Pope Leo XIV is welcomed by Former WFP Executive Director Cindy McCain at the annual session of the executive board of the United Nations World Food Programme in Rome, Monday, June 22, 2026. (AP Photo/Alessandra Tarantino)
Pope Leo XIV delivers his speech during the annual session of the executive board of the United Nations World Food Programme in Rome, Monday, June 22, 2026. (AP Photo/Alessandra Tarantino)
Pope Leo speaks during his visit to the Rome headquarters of the United Nations World Food Programme, where he addresses participants at the agency's annual executive board session, in Rome, Italy, June 22, 2026. REUTERS/Vincenzo Livieri
Pope Leo XIV, with, from left, former WFP Executive Director Cindy McCain, WFP Acting Executive Director Carl Skau, Archbishops Paul Richard Gallagher, Petar Rajič and Paolo Rudelli, and Vatican Secretary of State Cardinal Pietro Parolin, attends a meeting with employees of the United Nations World Food Programme in Rome, Monday, June 22, 2026. (AP Photo/Alessandra Tarantino)

Overview

  • Pope Leo XIV spoke at WFP headquarters in Rome on Monday, saying that “conflicts are ‘fed’ more readily than people are nourished” and calling food access a fundamental human right.
  • He warned that rising bureaucracy, customs barriers and political limits are slowing aid delivery and urged governments to remove those obstacles so help reaches people faster.
  • The WFP says it fed 121 million people with 15.6 billion daily rations in 2025 but faces a multi‑billion dollar shortfall after donations fell sharply and needs rose.

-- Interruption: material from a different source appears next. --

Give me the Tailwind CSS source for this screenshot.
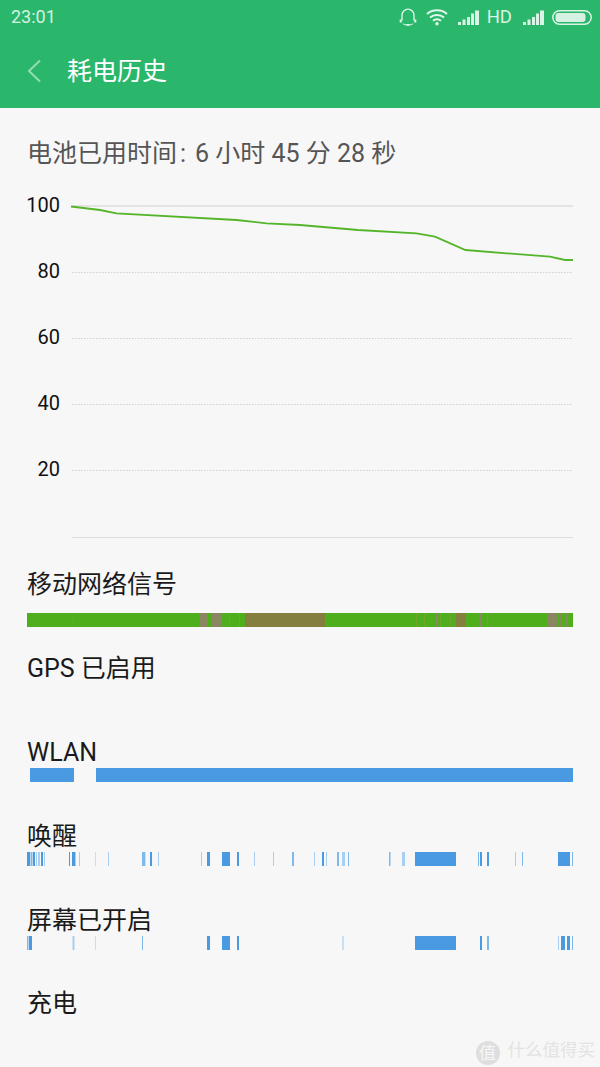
<!DOCTYPE html>
<html lang="zh">
<head>
<meta charset="utf-8">
<script src="https://cdn.jsdelivr.net/npm/@tailwindcss/browser@4"></script>
</head>
<body class="m-0 bg-[#f7f7f7]">
<div class="relative w-[600px] h-[1067px] overflow-hidden bg-[#f7f7f7] font-['Roboto','Noto_Sans_CJK_SC',sans-serif]">
  <header class="h-[108px] bg-[#2ab76b] flex flex-col">
    <div class="h-[34px] flex items-center justify-between pl-[11px] pr-[8px] text-[#d4f1e1]">
      <span class="text-[18px] leading-none">23:01</span>
      <div class="flex items-center">
        <svg class="w-[18px] h-[18px]" viewBox="0 0 18 18" fill="none" stroke="#e4f7ed" stroke-width="1.300"><path d="M3 12.500V7.200a6 6 0 0 1 12 0v5.300"/><path d="M1.700 11.500v3M16.300 11.500v3" stroke-width="2"/><path d="M4 15.800c1 .8 2 1 3.500 1.100M14 15.800c-1 .8-2 1-3.500 1.100" stroke-width="1"/><rect x="7.300" y="16" width="3.400" height="1.800" fill="#e4f7ed" stroke="none"/></svg>
        <svg class="w-[22px] h-[18px] ml-[9px]" viewBox="0 0 22 18" fill="none" stroke="#e4f7ed" stroke-width="2"><path d="M1 6c5.500-5 14.500-5 20 0M4 9.500c3.800-3.400 10.200-3.400 14 0M7 12.700c2.200-1.800 5.800-1.800 8 0"/><circle cx="11" cy="15.700" r="1.700" fill="#e4f7ed" stroke="none"/></svg>
        <svg class="w-[21px] h-[15px] ml-[10px]" viewBox="0 0 21 15" fill="#d9f3e5"><rect x="0" y="12" width="3" height="3"/><rect x="4.500" y="9.500" width="3" height="5.500"/><rect x="9" y="7" width="3" height="8"/><rect x="13" y="3.500" width="3" height="11.500"/><rect x="17" y="0.500" width="4" height="14.500"/></svg>
        <span class="text-[18.500px] leading-none ml-[8px] text-[#d9f3e5]">HD</span>
        <svg class="w-[21px] h-[15px] ml-[11px]" viewBox="0 0 21 15" fill="#d9f3e5"><rect x="0" y="12" width="3" height="3"/><rect x="4.500" y="9.500" width="3" height="5.500"/><rect x="9" y="7" width="3" height="8"/><rect x="13" y="3.500" width="3" height="11.500"/><rect x="17" y="0.500" width="4" height="14.500"/></svg>
        <svg class="w-[40px] h-[15px] ml-[8px]" viewBox="0 0 40 15"><rect x="0.800" y="0.800" width="38.400" height="13.400" rx="6.700" fill="none" stroke="#d9f3e5" stroke-width="1.500"/><rect x="3.500" y="3" width="30" height="9" rx="3" fill="#d4f1e1"/></svg>
      </div>
    </div>
    <div class="flex-1 flex items-center">
      <svg class="w-[14px] h-[24px] ml-[27px]" viewBox="0 0 14 24" fill="none" stroke="#95dcb5" stroke-width="2"><path d="M13 1.500 2 12l11 10.500"/></svg>
      <h1 class="ml-[26px] pt-[1px] text-[25px] leading-none font-normal text-white">耗电历史</h1>
    </div>
  </header>

  <div class="h-[82px] pl-[27px] flex items-center text-[25px] leading-none text-[#555] pt-[8px] whitespace-pre">电池已用时间<span class="ml-[3px] mr-[9px]">:</span>6 小时 45 分 28 秒</div>

  <svg class="block w-[600px] h-[357px]" viewBox="0 190 600 357" font-family="Roboto" font-size="20" fill="#111">
    <line x1="72" x2="573" y1="206" y2="206" stroke="#dedede" stroke-width="1.500"/>
    <g stroke="#cfcfcf" stroke-dasharray="1.500 1.500">
      <line x1="72" x2="573" y1="272.500" y2="272.500"/>
      <line x1="72" x2="573" y1="338.500" y2="338.500"/>
      <line x1="72" x2="573" y1="404.500" y2="404.500"/>
      <line x1="72" x2="573" y1="470.500" y2="470.500"/>
    </g>
    <line x1="72" x2="573" y1="537.500" y2="537.500" stroke="#dedede"/>
    <g text-anchor="end">
      <text x="60" y="212">100</text>
      <text x="60" y="278">80</text>
      <text x="60" y="344">60</text>
      <text x="60" y="410">40</text>
      <text x="60" y="476">20</text>
    </g>
    <polyline fill="none" stroke="#55b52a" stroke-width="1.800" points="71,206.500 100,210 116.500,213.300 236.500,220 266.500,223.300 300,225 358,230 416.500,233.300 435,236.700 465.500,250 550,256.700 565,260 573,260"/>
  </svg>

  <section class="h-[84px] flex flex-col pl-[27px] pr-[27px] pt-[23px]">
    <h2 class="h-[43px] pt-[1px] text-[25px] leading-[28px] font-normal text-[#1a1a1a]">移动网络信号</h2>
    <svg class="block w-[546px] h-[14px]" viewBox="27 0 546 14">
      <rect x="27" width="546" height="14" fill="#4fae1c"/>
      <g fill="#8a8662">
        <rect x="73" width="1" height="14" fill="#7d9a3a"/>
        <rect x="200" width="7.500" height="14"/>
        <rect x="212" width="10" height="14"/>
        <rect x="229" width="1" height="14" fill="#6ea52a"/>
        <rect x="239" width="1" height="14" fill="#6ea52a"/>
        <rect x="245" width="80" height="14" fill="#857f3f"/>
        <rect x="416" width="1" height="14" fill="#6ea52a"/>
        <rect x="424" width="1" height="14" fill="#6ea52a"/>
        <rect x="436" width="2" height="14"/>
        <rect x="440" width="1" height="14" fill="#6ea52a"/>
        <rect x="450" width="1" height="14" fill="#6ea52a"/>
        <rect x="456" width="9.500" height="14" fill="#857f3f"/>
        <rect x="480" width="2" height="14"/>
        <rect x="487" width="1" height="14" fill="#6ea52a"/>
        <rect x="547" width="10" height="14"/>
        <rect x="559" width="2" height="14"/>
        <rect x="565" width="3" height="14"/>
      </g>
    </svg>
  </section>

  <section class="h-[84px] pl-[27px] pr-[27px] pt-[23px]">
    <h2 class="h-[30px] pt-[1px] text-[25px] leading-[28px] font-normal text-[#1a1a1a]">GPS 已启用</h2>
  </section>

  <section class="h-[84px] pl-[27px] pr-[27px] pt-[23px]">
    <h2 class="h-[30px] pt-[1px] text-[25px] leading-[28px] font-normal text-[#1a1a1a]">WLAN</h2>
    <svg class="block w-[546px] h-[14px]" viewBox="27 0 546 14" fill="#4a9ae2">
      <rect x="30" width="44" height="14"/>
      <rect x="96" width="477" height="14"/>
    </svg>
  </section>

  <section class="h-[84px] pl-[27px] pr-[27px] pt-[23px]">
    <h2 class="h-[30px] pt-[1px] text-[25px] leading-[28px] font-normal text-[#1a1a1a]">唤醒</h2>
    <svg class="block w-[546px] h-[14px]" viewBox="27 0 546 14" fill="#4a9ae2">
      <rect x="27" width="3" height="14"/><rect x="30.500" width="2" height="14" fill="#7fb8ea"/><rect x="33" width="2" height="14"/><rect x="36" width="1" height="14" fill="#a8cff0"/>
      <rect x="38" width="2" height="14" fill="#a8cff0"/>
      <rect x="41" width="2" height="14"/><rect x="44" width="1" height="14" fill="#a8cff0"/>
      <rect x="69" width="1" height="14"/><rect x="72" width="3" height="14"/><rect x="75" width="1" height="14" fill="#a8cff0"/><rect x="79" width="1" height="14" fill="#a8cff0"/>
      <rect x="95" width="1" height="14" fill="#c5dff5"/><rect x="108" width="1" height="14" fill="#a8cff0"/>
      <rect x="142" width="3" height="14" fill="#7fb8ea"/><rect x="145" width="1" height="14" fill="#c5dff5"/><rect x="150" width="2" height="14"/><rect x="158" width="1" height="14" fill="#a8cff0"/>
      <rect x="201" width="1" height="14" fill="#a8cff0"/><rect x="207" width="3" height="14"/>
      <rect x="222" width="8" height="14"/>
      <rect x="237" width="2" height="14"/>
      <rect x="254" width="1" height="14" fill="#a8cff0"/><rect x="273" width="1" height="14" fill="#a8cff0"/><rect x="292" width="2" height="14" fill="#7fb8ea"/>
      <rect x="314" width="1" height="14" fill="#a8cff0"/><rect x="322" width="2" height="14"/><rect x="326" width="1" height="14" fill="#a8cff0"/>
      <rect x="337" width="2" height="14" fill="#7fb8ea"/><rect x="342" width="3" height="14" fill="#a8cff0"/><rect x="348" width="1" height="14" fill="#7fb8ea"/>
      <rect x="389" width="1.500" height="14" fill="#7fb8ea"/><rect x="402" width="3" height="14" fill="#a8cff0"/>
      <rect x="415" width="41" height="14"/>
      <rect x="478" width="1" height="14" fill="#7fb8ea"/><rect x="480" width="2" height="14"/><rect x="487" width="2" height="14"/>
      <rect x="515" width="1" height="14" fill="#a8cff0"/><rect x="522" width="1" height="14" fill="#7fb8ea"/>
      <rect x="558" width="12" height="14"/><rect x="572" width="1" height="14" fill="#7fb8ea"/>
    </svg>
  </section>

  <section class="h-[84px] pl-[27px] pr-[27px] pt-[23px]">
    <h2 class="h-[30px] pt-[1px] text-[25px] leading-[28px] font-normal text-[#1a1a1a]">屏幕已开启</h2>
    <svg class="block w-[546px] h-[14px]" viewBox="27 0 546 14" fill="#4a9ae2">
      <rect x="27" width="1.500" height="14" fill="#7fb8ea"/><rect x="29" width="3" height="14"/>
      <rect x="72.500" width="2" height="14" fill="#a8cff0"/>
      <rect x="95" width="1" height="14" fill="#c5dff5"/>
      <rect x="142" width="1" height="14" fill="#7fb8ea"/>
      <rect x="207" width="3" height="14"/>
      <rect x="222" width="8" height="14"/>
      <rect x="237" width="2" height="14"/>
      <rect x="342" width="2" height="14" fill="#c5dff5"/>
      <rect x="415" width="41" height="14"/>
      <rect x="480" width="2" height="14"/><rect x="487" width="2" height="14" fill="#7fb8ea"/>
      <rect x="558" width="1" height="14" fill="#a8cff0"/><rect x="561" width="4" height="14"/><rect x="567" width="3" height="14"/><rect x="572" width="1" height="14" fill="#7fb8ea"/>
    </svg>
  </section>

  <section class="pl-[27px] pt-[23px]">
    <h2 class="text-[25px] leading-[28px] font-normal text-[#1a1a1a]">充电</h2>
  </section>

  <div class="absolute right-[5px] bottom-[2px] flex items-center">
    <span class="w-[24px] h-[24px] rounded-full bg-[#dedede] text-[#f7f7f7] text-[17px] leading-[24px] text-center">值</span>
    <span class="ml-[8px] text-[17.500px] leading-none text-[#e3e3e3] mb-[4px]">什么值得买</span>
  </div>
</div>
</body>
</html>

  • Last week the United States pledged $800 million to the WFP, a partial restoration after earlier cuts, but the agency’s 2026 appeal remains severely underfunded and 318 million people are projected to face food crises or worse.
  • The pope linked hunger to wider instability by saying it fuels migration and conflict, urged closer work with the Catholic Church and civil society, and prompted varied media reactions from moral appeals to political critiques.